Toronto has to meet housing demand or people are going to start leaving Image

Toronto has to meet housing demand or people are going to start leaving

By Sam Reiss on Jun 05, 2019

Toronto’s population is growing quickly, and I’m worried we don’t have enough homes to accommodate all the people who want to call this city home. 

A recent analysis by senior research fellow at Ryerson University’s Centre for Urban Research and Land Development, Frank Layton, and research assistant, Hong Yun (Eva) Shi, found that the Toronto Census Metropolitan Area is almost the fastest growing CMA in North America, with regards to population. 

According to the U.S. Census Bureau, population in Chicago, New York City, and Los Angeles dropped from July 2018 to July 2018, while the fastest growing region was Dallas-Fort Worth-Arlington.

In one year, the population in Dallas-Fort Worth-Arlington spiked by 131,767 persons. Toronto CMA followed closely in second with population growing by 125,298 persons. The biggest factor contributing to Toronto CMA’s growth was net international migration. Montreal came in sixth out of Canadian and  U.S. CMAs, growing by 66,116 persons. 

The City of Toronto accounted for a significant portion of the CMA’s growth, increasing 77,435 persons in a year’s time. The central cities in the U.S. trailing Toronto are Phoenix, San Antonio, and Fort Worth, and all three added together only amounts to 65,664 new persons. 

What does this mean? It means housing supply concerns are valid. We need planning that prioritizes new high-density housing near major transit nodes, and low-rise areas should be more accepting of infill missing middle housing like boutique condos and stacked townhomes. 

I’m getting pretty tired of the “I was here first” mentaliy, which is why I’m in support of the return of the Ontario Municipal Board. Developments should be approved or rejected based on architecture, planning and density targets, not by emotions and selfishness. 

I understand why Toronto councillors are fighting the return of the OMB - their constituents go to them when they have complaints about a new development in their neighbourhood, and the councillors want to do everything they can to make their constituents happy so that they are in good standing when election time comes. I get it. This is how our world works. But, let’s start planning for the future and all the families who want to call Toronto home, and not just continue to selfishly worry about ourselves. 

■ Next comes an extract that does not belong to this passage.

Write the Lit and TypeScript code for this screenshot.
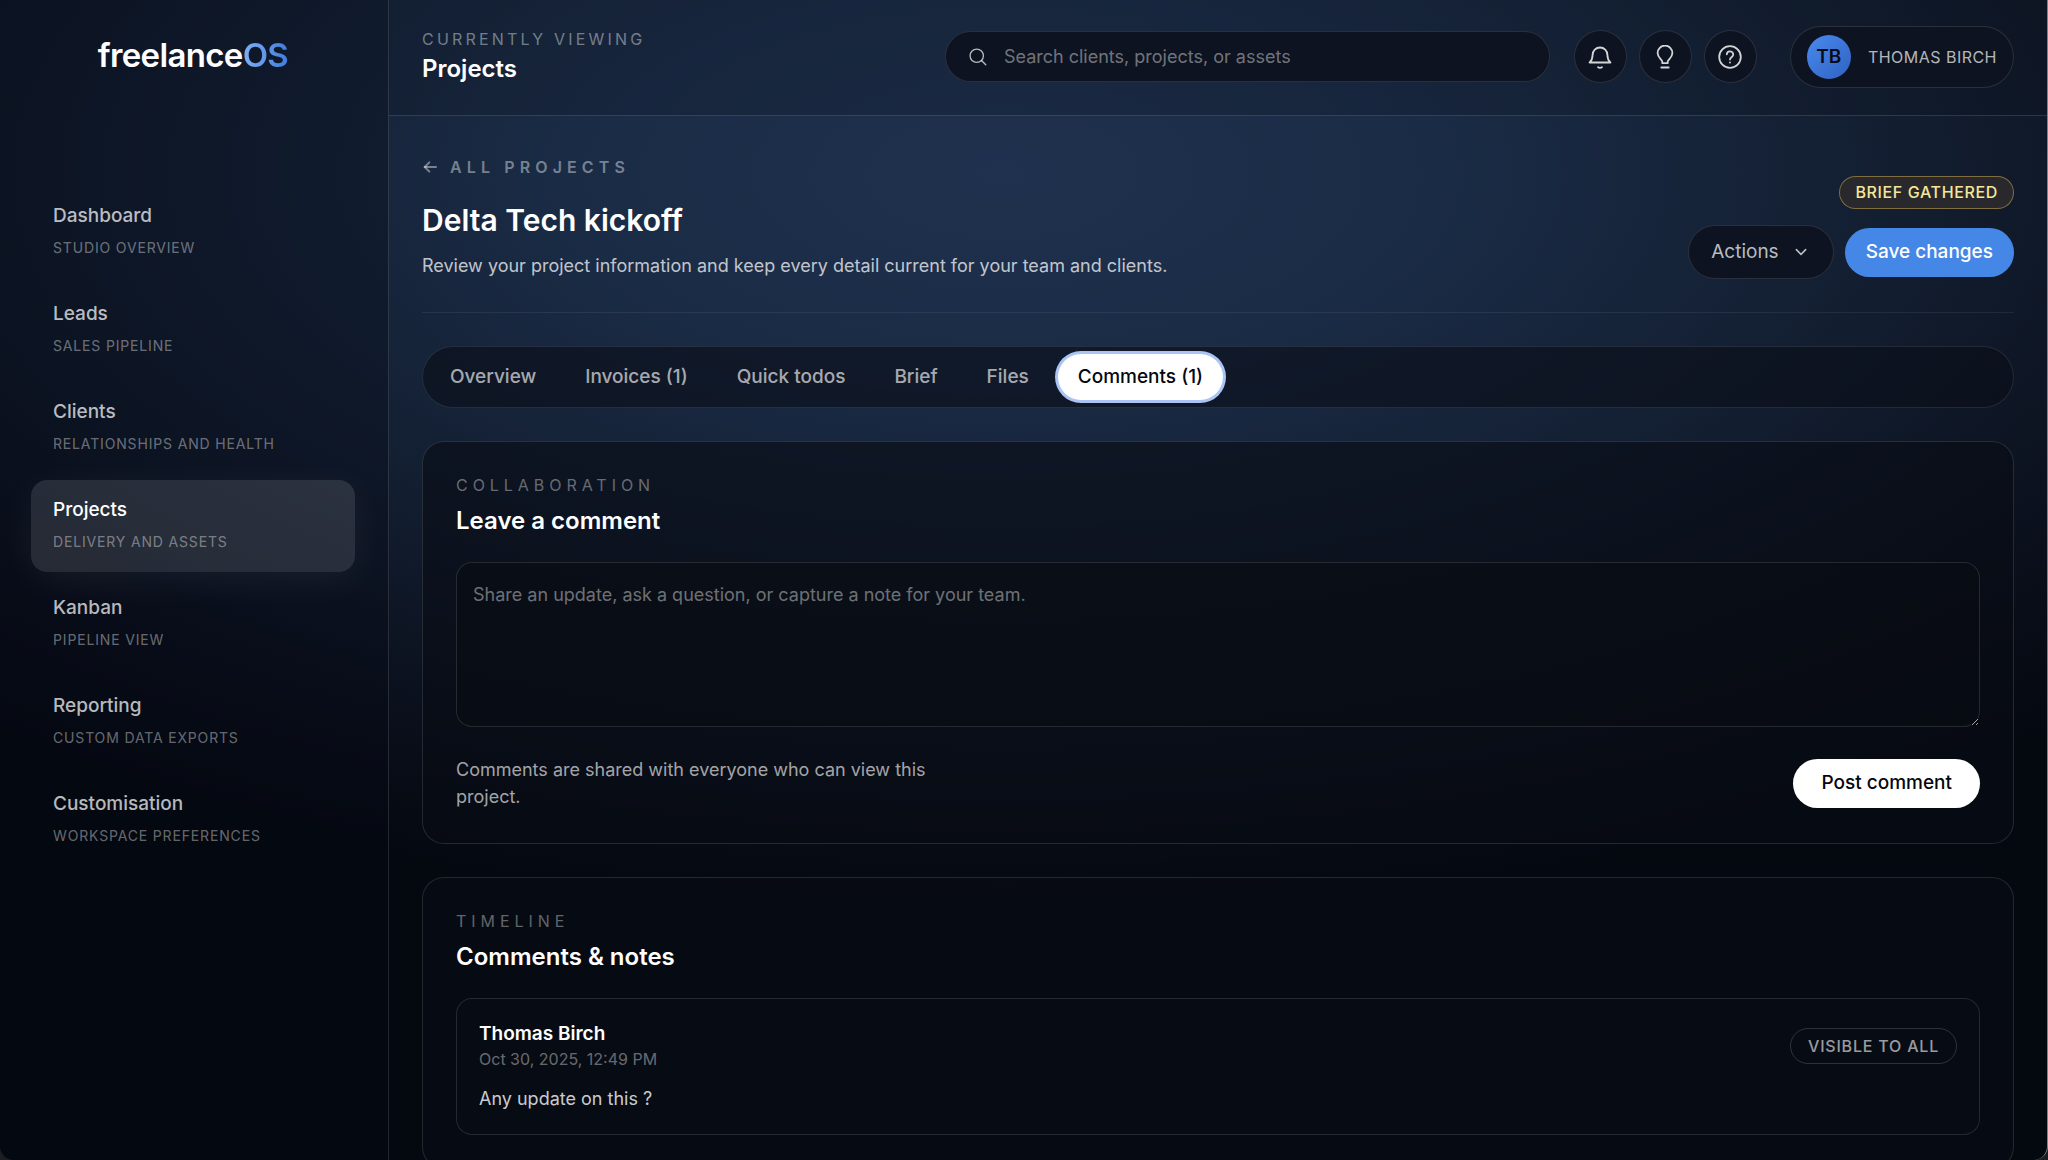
import { LitElement, html, css, svg, nothing } from "lit";
import { customElement, state } from "lit/decorators.js";
import { classMap } from "lit/directives/class-map.js";

interface NavItem {
  label: string;
  hint: string;
}

const NAV: NavItem[] = [
  { label: "Dashboard", hint: "Studio overview" },
  { label: "Leads", hint: "Sales pipeline" },
  { label: "Clients", hint: "Relationships and health" },
  { label: "Projects", hint: "Delivery and assets" },
  { label: "Kanban", hint: "Pipeline view" },
  { label: "Reporting", hint: "Custom data exports" },
  { label: "Customisation", hint: "Workspace preferences" },
];

const TABS = ["Overview", "Invoices (1)", "Quick todos", "Brief", "Files", "Comments (1)"];

const icon = (size: number, width: number, body: unknown) => html`<svg
  width=${size}
  height=${size}
  viewBox="0 0 24 24"
  fill="none"
  stroke="currentColor"
  stroke-width=${width}
  stroke-linecap="round"
  stroke-linejoin="round"
  aria-hidden="true"
>
  ${body}
</svg>`;

const ICONS = {
  search: svg`<circle cx="10.500" cy="10.500" r="8"/><path d="m16.500 16.500 4.800 4.800"/>`,
  bell: svg`<path d="M1.600 17.500c1.900-1.900 3-4 3-7.600a7.400 7.400 0 0 1 14.800 0c0 3.600 1.100 5.700 3 7.600z"/><path d="M10 22.200c.9.9 3.100.9 4 0"/>`,
  bulb: svg`<path d="M9.300 18.200v-1.500c0-2.200-4.700-3.900-4.700-8.700a7.400 7.400 0 0 1 14.800 0c0 4.800-4.700 6.500-4.700 8.700v1.500z"/><path d="M8.300 22.500h7.400"/>`,
  help: svg`<circle cx="12" cy="12" r="10.800"/><path d="M8.800 9.300a3.200 3.200 0 0 1 6.400.4c0 2.300-3.200 2.700-3.200 4.700"/><path d="M12 17.400v.1"/>`,
  arrow: svg`<path d="M21 12H4"/><path d="m11 5-7 7 7 7"/>`,
  chevron: svg`<path d="m5 8.500 7 7 7-7"/>`,
};

@customElement("app-root")
export class AppRoot extends LitElement {
  @state() private section = "Projects";
  @state() private tab = "Comments (1)";

  static styles = css`
    :host {
      display: block;
      background: #1c1e22;
      color: #fff;
      font-family: Inter, "Liberation Sans", sans-serif;
      font-size: 18px;
      line-height: 26px;
    }
    *,
    *::before,
    *::after {
      box-sizing: border-box;
    }
    h1,
    h2,
    p {
      margin: 0;
    }
    a {
      color: inherit;
      text-decoration: none;
    }
    button,
    input,
    textarea {
      font: inherit;
      color: inherit;
    }
    button {
      border: 0;
      cursor: pointer;
    }
    svg {
      display: block;
      flex: none;
    }
    .shell {
      display: flex;
      height: 100vh;
      overflow: hidden;
      border-right: 1px solid #7d8288;
      border-radius: 0 0 14px 14px;
      background:
        radial-gradient(
          78% 64% at 49% 15%,
          rgb(31, 49, 78),
          rgb(26, 43, 69) 28%,
          rgb(18, 29, 47) 58%,
          rgb(10, 15, 27) 82%,
          rgb(4, 8, 15)
        );
    }
    .sidebar {
      display: flex;
      flex-direction: column;
      flex: none;
      width: 389px;
      padding: 33px 33px 32px 31px;
      border-right: 1px solid rgba(255, 255, 255, 0.13);
      background: rgba(6, 8, 20, 0.34);
    }
    .logo {
      align-self: center;
      font-size: 33px;
      line-height: 44px;
      font-weight: 600;
      letter-spacing: -0.02em;
    }
    .logo-mark {
      background: linear-gradient(90deg, #7fb0f5, #3f7de0);
      background-clip: text;
      -webkit-background-clip: text;
      color: transparent;
    }
    .nav {
      display: flex;
      flex-direction: column;
      gap: 6px;
      margin-top: 109px;
    }
    .nav-item {
      display: flex;
      flex-direction: column;
      gap: 8px;
      height: 92px;
      padding: 17px 22px;
      border-radius: 16px;
      color: rgba(255, 255, 255, 0.72);
    }
    .nav-label {
      font-size: 19px;
      line-height: 26px;
      font-weight: 500;
    }
    .nav-hint {
      font-size: 14px;
      line-height: 22px;
      letter-spacing: 0.06em;
      text-transform: uppercase;
      color: rgba(255, 255, 255, 0.4);
    }
    .nav-item.active {
      background: rgba(255, 255, 255, 0.12);
      box-shadow: 0 8px 40px rgba(255, 255, 255, 0.06);
      color: #fff;
    }
    .main {
      display: flex;
      flex-direction: column;
      flex: 1;
      min-width: 0;
    }
    .topbar {
      display: flex;
      align-items: center;
      flex: none;
      height: 116px;
      padding: 0 33px 2px;
      border-bottom: 1px solid rgba(255, 255, 255, 0.13);
      background: rgba(8, 14, 24, 0.2);
    }
    .eyebrow {
      font-size: 16px;
      line-height: 24px;
      letter-spacing: 0.2em;
      text-transform: uppercase;
      color: rgba(255, 255, 255, 0.42);
    }
    .crumb-title {
      margin-top: 1px;
      font-size: 24px;
      line-height: 34px;
      font-weight: 600;
    }
    .pill {
      border: 1px solid rgba(255, 255, 255, 0.12);
      border-radius: 999px;
      background: #0d1320;
    }
    .search {
      display: flex;
      align-items: center;
      gap: 16px;
      width: 38%;
      height: 51px;
      margin-left: auto;
      padding: 0 22px;
      color: rgba(255, 255, 255, 0.7);
    }
    .search-input {
      flex: 1;
      min-width: 0;
      padding: 0;
      border: 0;
      outline: 0;
      background: none;
    }
    .search-input::placeholder,
    .note-input::placeholder {
      color: rgba(255, 255, 255, 0.42);
      opacity: 1;
    }
    .tools {
      display: flex;
      gap: 12px;
      margin: 0 33px 0 24px;
    }
    .tool {
      display: grid;
      place-items: center;
      width: 53px;
      height: 53px;
      padding: 0;
      color: rgba(255, 255, 255, 0.82);
    }
    .user {
      display: flex;
      align-items: center;
      gap: 17px;
      height: 62px;
      padding: 0 16px;
      font-size: 16px;
      letter-spacing: 0.03em;
      text-transform: uppercase;
      color: rgba(255, 255, 255, 0.7);
    }
    .avatar {
      display: grid;
      place-items: center;
      width: 44px;
      height: 44px;
      border-radius: 50%;
      background: linear-gradient(135deg, #4a8af0, #2f62c0);
      color: #060c18;
      font-size: 19px;
      font-weight: 600;
      letter-spacing: 0;
    }
    .content {
      display: flex;
      flex-direction: column;
      padding: 38px 33px 0;
    }
    .page-head {
      display: flex;
      align-items: flex-end;
      justify-content: space-between;
      padding-bottom: 33px;
      border-bottom: 1px solid rgba(255, 255, 255, 0.07);
    }
    .back {
      display: inline-flex;
      align-items: center;
      gap: 12px;
      font-size: 16px;
      line-height: 26px;
      font-weight: 600;
      letter-spacing: 0.32em;
      text-transform: uppercase;
      color: rgba(255, 255, 255, 0.42);
    }
    .title {
      margin-top: 18px;
      font-size: 30px;
      line-height: 40px;
      font-weight: 600;
    }
    .subtitle {
      margin-top: 13px;
      color: rgba(255, 255, 255, 0.74);
    }
    .head-side {
      display: flex;
      flex-direction: column;
      align-items: flex-end;
      gap: 16px;
    }
    .status {
      padding: 3px 15px;
      border: 1px solid rgba(216, 180, 84, 0.5);
      border-radius: 999px;
      background: #29292d;
      color: #f4e79a;
      font-size: 16px;
      line-height: 25px;
      font-weight: 500;
      letter-spacing: 0.04em;
      text-transform: uppercase;
    }
    .actions {
      display: flex;
      align-items: center;
      gap: 11px;
    }
    .menu {
      display: flex;
      align-items: center;
      gap: 14px;
      height: 54px;
      padding: 0 24px 0 22px;
      font-size: 19px;
      color: rgba(255, 255, 255, 0.72);
    }
    .save,
    .post {
      height: 49px;
      border-radius: 999px;
      font-size: 19px;
      font-weight: 500;
    }
    .save {
      padding: 0 21px;
      background: #4587e6;
      color: #fff;
    }
    .post {
      padding: 0 28px;
      background: #fff;
      color: #04070f;
    }
    .tabs {
      display: flex;
      gap: 9px;
      margin-top: 33px;
      padding: 7px;
      border: 1px solid rgba(255, 255, 255, 0.1);
      border-radius: 999px;
      background: rgba(10, 13, 24, 0.6);
    }
    .tab {
      height: 46px;
      padding: 0 20px;
      border-radius: 999px;
      background: none;
      font-size: 19px;
      font-weight: 500;
      color: rgba(255, 255, 255, 0.65);
    }
    .tab.active {
      background: #fff;
      box-shadow: 0 0 0 3px #aac4f3;
      color: #04070f;
    }
    .card {
      margin-top: 33px;
      padding: 31px 33px 33px;
      border: 1px solid rgba(255, 255, 255, 0.12);
      border-radius: 22px;
      background: rgba(8, 11, 20, 0.6);
    }
    .card .eyebrow {
      letter-spacing: 0.31em;
      color: rgba(255, 255, 255, 0.38);
    }
    .card-title {
      margin-top: 7px;
      font-size: 24px;
      line-height: 34px;
      font-weight: 600;
    }
    .note-input {
      display: block;
      width: 100%;
      height: 165px;
      margin-top: 24px;
      padding: 19px 16px;
      border: 1px solid rgba(255, 255, 255, 0.12);
      border-radius: 16px;
      outline: 0;
      background: rgba(8, 12, 19, 0.6);
      resize: vertical;
      color-scheme: dark;
    }
    .form-foot {
      display: flex;
      align-items: center;
      justify-content: space-between;
      margin-top: 29px;
    }
    .form-note {
      max-width: 500px;
      line-height: 27px;
      color: rgba(255, 255, 255, 0.64);
    }
    .comment {
      margin-top: 24px;
      padding: 22px;
      border: 1px solid rgba(255, 255, 255, 0.12);
      border-radius: 16px;
      background: rgba(8, 12, 20, 0.6);
    }
    .comment-head {
      display: flex;
      align-items: center;
      justify-content: space-between;
    }
    .author {
      font-size: 19px;
      font-weight: 600;
    }
    .date {
      font-size: 16px;
      line-height: 24px;
      color: rgba(255, 255, 255, 0.4);
    }
    .comment-body {
      margin-top: 15px;
      color: rgba(255, 255, 255, 0.8);
    }
    .visibility {
      padding: 4px 17px;
      border: 1px solid rgba(255, 255, 255, 0.16);
      border-radius: 999px;
      font-size: 16px;
      font-weight: 500;
      letter-spacing: 0.05em;
      text-transform: uppercase;
      color: rgba(255, 255, 255, 0.6);
    }
  `;

  private renderSidebar() {
    return html`<aside class="sidebar">
      <a class="logo" href="#home">freelance<span class="logo-mark">OS</span></a>
      <nav class="nav" aria-label="Main">
        ${NAV.map(
          (item) => html`<a
            class=${classMap({ "nav-item": true, active: item.label === this.section })}
            href="#${item.label.toLowerCase()}"
            aria-current=${item.label === this.section ? "page" : nothing}
            @click=${() => (this.section = item.label)}
          >
            <span class="nav-label">${item.label}</span>
            <span class="nav-hint">${item.hint}</span>
          </a>`,
        )}
      </nav>
    </aside>`;
  }

  private renderTopbar() {
    return html`<header class="topbar">
      <div>
        <p class="eyebrow">Currently viewing</p>
        <p class="crumb-title">${this.section}</p>
      </div>
      <label class="search pill">
        ${icon(20, 1.6, ICONS.search)}
        <input
          class="search-input"
          type="search"
          aria-label="Search"
          placeholder="Search clients, projects, or assets"
        />
      </label>
      <div class="tools">
        <button class="tool pill" aria-label="Notifications">${icon(24, 1.8, ICONS.bell)}</button>
        <button class="tool pill" aria-label="Tips">${icon(24, 1.8, ICONS.bulb)}</button>
        <button class="tool pill" aria-label="Help">${icon(24, 1.8, ICONS.help)}</button>
      </div>
      <button class="user pill"><span class="avatar">TB</span><span>Thomas Birch</span></button>
    </header>`;
  }

  private renderPageHead() {
    return html`<div class="page-head">
      <div>
        <a class="back" href="#projects">${icon(16, 3, ICONS.arrow)}<span>All projects</span></a>
        <h1 class="title">Delta Tech kickoff</h1>
        <p class="subtitle">
          Review your project information and keep every detail current for your team and clients.
        </p>
      </div>
      <div class="head-side">
        <span class="status">Brief gathered</span>
        <div class="actions">
          <button class="menu pill" aria-haspopup="menu">
            <span>Actions</span>${icon(16, 2.4, ICONS.chevron)}
          </button>
          <button class="save">Save changes</button>
        </div>
      </div>
    </div>`;
  }

  render() {
    return html`<div class="shell">
      ${this.renderSidebar()}
      <div class="main">
        ${this.renderTopbar()}
        <main class="content">
          ${this.renderPageHead()}
          <div class="tabs" role="tablist">
            ${TABS.map(
              (name) => html`<button
                role="tab"
                class=${classMap({ tab: true, active: name === this.tab })}
                aria-selected=${name === this.tab ? "true" : "false"}
                @click=${() => (this.tab = name)}
              >
                ${name}
              </button>`,
            )}
          </div>
          <section class="card">
            <p class="eyebrow">Collaboration</p>
            <h2 class="card-title"><label for="note">Leave a comment</label></h2>
            <textarea
              class="note-input"
              id="note"
              placeholder="Share an update, ask a question, or capture a note for your team."
            ></textarea>
            <div class="form-foot">
              <p class="form-note">Comments are shared with everyone who can view this project.</p>
              <button class="post">Post comment</button>
            </div>
          </section>
          <section class="card">
            <p class="eyebrow">Timeline</p>
            <h2 class="card-title">Comments &amp; notes</h2>
            <article class="comment">
              <div class="comment-head">
                <div>
                  <p class="author">Thomas Birch</p>
                  <p class="date">Oct 30, 2025, 12:49 PM</p>
                </div>
                <span class="visibility">Visible to all</span>
              </div>
              <p class="comment-body">Any update on this ?</p>
            </article>
          </section>
        </main>
      </div>
    </div>`;
  }
}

The U.S. Census Bureau found that the population fell in NYC and LA - I wonder how many of those people left because they couldn’t afford housing or because the available housing didn’t meet their lifestyle requirements. 

This is a huge concern for me. Imagine if all the young talented people coming up in Toronto decided to leave because they couldn’t afford a home. That’s not a Toronto I would want to live in.